▶ _Source data_
::::::::::

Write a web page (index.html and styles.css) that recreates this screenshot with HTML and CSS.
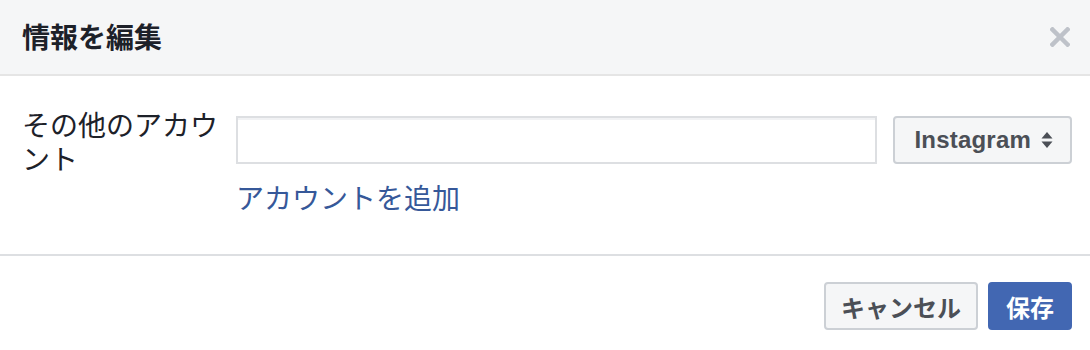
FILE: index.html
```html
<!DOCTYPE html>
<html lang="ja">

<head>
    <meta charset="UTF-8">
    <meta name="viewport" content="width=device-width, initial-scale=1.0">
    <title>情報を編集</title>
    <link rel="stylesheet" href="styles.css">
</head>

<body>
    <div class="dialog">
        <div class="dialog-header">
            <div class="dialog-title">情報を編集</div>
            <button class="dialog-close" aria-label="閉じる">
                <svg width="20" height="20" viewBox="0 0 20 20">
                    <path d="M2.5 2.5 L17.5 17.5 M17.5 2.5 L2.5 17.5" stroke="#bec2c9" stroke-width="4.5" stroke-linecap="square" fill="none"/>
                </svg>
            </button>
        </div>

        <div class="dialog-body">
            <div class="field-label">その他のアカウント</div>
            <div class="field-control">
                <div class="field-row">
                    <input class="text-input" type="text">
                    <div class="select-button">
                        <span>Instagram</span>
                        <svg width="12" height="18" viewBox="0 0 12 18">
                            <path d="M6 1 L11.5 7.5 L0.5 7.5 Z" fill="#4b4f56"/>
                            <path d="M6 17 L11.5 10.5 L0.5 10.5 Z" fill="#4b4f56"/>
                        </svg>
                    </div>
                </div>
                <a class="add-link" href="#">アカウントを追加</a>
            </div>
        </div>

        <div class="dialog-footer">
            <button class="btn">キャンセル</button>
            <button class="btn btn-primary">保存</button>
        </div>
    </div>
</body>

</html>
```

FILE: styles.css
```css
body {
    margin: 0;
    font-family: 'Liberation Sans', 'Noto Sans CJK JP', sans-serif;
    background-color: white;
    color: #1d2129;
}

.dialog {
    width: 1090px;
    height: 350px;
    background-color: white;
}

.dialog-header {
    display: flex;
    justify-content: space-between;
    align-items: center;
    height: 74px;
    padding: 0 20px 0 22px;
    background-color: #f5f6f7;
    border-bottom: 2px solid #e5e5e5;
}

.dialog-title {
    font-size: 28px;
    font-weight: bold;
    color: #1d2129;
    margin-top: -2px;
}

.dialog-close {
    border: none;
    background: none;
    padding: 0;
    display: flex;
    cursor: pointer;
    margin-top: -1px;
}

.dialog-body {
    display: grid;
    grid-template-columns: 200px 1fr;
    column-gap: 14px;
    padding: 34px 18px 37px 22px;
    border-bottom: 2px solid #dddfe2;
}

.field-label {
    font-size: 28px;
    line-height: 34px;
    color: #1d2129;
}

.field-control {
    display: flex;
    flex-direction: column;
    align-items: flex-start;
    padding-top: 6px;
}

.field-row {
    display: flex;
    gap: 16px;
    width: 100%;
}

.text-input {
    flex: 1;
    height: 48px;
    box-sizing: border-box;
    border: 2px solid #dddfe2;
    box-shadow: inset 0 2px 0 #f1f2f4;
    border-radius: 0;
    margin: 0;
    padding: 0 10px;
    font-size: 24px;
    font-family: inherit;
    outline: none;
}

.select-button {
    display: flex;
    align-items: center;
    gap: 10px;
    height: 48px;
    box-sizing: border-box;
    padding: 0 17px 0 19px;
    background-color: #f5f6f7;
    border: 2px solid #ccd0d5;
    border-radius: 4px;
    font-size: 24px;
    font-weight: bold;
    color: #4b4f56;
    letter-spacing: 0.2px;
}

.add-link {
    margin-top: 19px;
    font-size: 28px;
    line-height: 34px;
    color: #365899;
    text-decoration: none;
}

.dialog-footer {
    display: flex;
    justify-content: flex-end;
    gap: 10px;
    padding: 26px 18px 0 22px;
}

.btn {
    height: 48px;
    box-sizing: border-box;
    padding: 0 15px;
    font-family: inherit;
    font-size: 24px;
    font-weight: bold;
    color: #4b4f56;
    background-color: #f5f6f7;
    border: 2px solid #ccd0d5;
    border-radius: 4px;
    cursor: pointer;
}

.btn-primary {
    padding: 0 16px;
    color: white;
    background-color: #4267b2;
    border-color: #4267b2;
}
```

::::::::::

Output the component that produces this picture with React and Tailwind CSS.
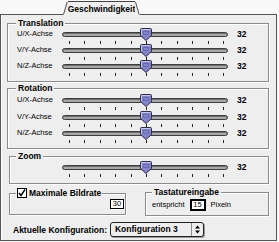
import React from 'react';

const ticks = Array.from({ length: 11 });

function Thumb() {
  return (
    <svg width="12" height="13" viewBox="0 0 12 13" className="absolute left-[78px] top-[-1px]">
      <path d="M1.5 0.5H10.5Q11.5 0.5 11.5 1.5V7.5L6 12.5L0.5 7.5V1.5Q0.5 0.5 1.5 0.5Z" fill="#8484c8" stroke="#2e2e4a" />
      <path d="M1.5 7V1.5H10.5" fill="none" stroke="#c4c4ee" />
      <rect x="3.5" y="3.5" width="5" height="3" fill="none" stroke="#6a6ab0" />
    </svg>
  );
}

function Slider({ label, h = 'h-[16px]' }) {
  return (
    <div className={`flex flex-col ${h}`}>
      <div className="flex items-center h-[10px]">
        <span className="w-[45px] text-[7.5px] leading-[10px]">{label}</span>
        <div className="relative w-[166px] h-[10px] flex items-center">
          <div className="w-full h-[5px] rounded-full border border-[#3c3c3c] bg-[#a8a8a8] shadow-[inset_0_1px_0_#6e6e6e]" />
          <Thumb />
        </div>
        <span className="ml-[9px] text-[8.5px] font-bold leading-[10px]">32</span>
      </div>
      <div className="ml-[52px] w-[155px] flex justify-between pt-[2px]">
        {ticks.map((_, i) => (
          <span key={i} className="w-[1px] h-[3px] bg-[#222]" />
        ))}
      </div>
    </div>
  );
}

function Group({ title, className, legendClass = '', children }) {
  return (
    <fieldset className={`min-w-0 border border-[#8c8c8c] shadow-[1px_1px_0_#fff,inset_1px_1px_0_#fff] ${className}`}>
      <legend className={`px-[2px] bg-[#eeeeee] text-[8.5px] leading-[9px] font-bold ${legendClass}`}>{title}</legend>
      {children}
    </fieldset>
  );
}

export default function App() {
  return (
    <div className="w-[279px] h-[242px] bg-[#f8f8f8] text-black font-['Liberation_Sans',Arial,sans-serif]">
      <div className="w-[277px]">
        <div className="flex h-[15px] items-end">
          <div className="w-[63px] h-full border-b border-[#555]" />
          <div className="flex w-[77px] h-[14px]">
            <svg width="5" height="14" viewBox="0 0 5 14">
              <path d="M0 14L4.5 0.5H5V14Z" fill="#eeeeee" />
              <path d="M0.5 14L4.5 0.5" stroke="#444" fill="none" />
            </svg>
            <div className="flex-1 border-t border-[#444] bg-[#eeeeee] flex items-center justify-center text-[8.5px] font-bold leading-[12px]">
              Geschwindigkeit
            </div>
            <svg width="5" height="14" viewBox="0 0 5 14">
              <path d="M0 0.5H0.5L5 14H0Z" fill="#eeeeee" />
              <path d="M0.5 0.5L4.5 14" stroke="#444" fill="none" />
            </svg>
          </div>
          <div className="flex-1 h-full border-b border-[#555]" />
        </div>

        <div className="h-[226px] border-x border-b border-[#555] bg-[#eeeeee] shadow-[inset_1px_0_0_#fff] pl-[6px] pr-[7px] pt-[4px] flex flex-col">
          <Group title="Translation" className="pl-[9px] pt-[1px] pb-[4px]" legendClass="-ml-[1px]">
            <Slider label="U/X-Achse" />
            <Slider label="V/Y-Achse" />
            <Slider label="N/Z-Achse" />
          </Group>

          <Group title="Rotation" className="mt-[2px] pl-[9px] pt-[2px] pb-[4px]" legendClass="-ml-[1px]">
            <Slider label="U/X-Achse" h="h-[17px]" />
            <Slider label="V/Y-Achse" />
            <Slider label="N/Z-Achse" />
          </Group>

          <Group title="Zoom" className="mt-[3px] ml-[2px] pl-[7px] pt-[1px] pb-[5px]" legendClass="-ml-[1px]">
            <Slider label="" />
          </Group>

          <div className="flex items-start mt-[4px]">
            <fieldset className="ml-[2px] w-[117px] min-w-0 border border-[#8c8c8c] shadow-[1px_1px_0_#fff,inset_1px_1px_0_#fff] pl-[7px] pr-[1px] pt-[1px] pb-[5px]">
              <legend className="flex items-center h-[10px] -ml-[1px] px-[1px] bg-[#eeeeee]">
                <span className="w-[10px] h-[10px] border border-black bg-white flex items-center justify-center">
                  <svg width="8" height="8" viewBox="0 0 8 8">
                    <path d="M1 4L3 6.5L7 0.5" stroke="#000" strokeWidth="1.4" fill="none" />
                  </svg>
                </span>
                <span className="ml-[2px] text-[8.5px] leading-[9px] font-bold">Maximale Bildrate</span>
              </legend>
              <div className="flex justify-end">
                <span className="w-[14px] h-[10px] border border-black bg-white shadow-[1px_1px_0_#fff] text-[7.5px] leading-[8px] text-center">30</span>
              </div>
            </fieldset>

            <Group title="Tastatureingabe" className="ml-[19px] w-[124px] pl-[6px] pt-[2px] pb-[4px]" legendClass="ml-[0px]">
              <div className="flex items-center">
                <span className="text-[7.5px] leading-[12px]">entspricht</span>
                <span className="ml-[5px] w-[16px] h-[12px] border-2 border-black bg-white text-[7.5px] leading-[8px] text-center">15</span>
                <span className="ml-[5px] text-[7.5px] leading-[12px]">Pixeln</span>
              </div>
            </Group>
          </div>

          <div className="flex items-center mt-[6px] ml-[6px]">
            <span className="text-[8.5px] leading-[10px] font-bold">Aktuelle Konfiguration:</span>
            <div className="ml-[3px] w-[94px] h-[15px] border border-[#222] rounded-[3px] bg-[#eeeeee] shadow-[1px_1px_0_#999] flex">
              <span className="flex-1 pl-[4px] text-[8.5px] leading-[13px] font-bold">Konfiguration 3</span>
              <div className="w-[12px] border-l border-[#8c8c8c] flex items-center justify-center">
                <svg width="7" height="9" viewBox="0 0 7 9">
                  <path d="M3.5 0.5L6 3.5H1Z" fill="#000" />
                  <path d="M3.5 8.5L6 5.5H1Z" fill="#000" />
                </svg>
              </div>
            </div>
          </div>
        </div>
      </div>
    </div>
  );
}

::::::::::

▶ _Written task_
Gather, from the listing above, every line carrying the word "index".

▶ _Worked solution_
Write a web page (index.html and styles.css) that recreates this screenshot with HTML and CSS.
FILE: index.html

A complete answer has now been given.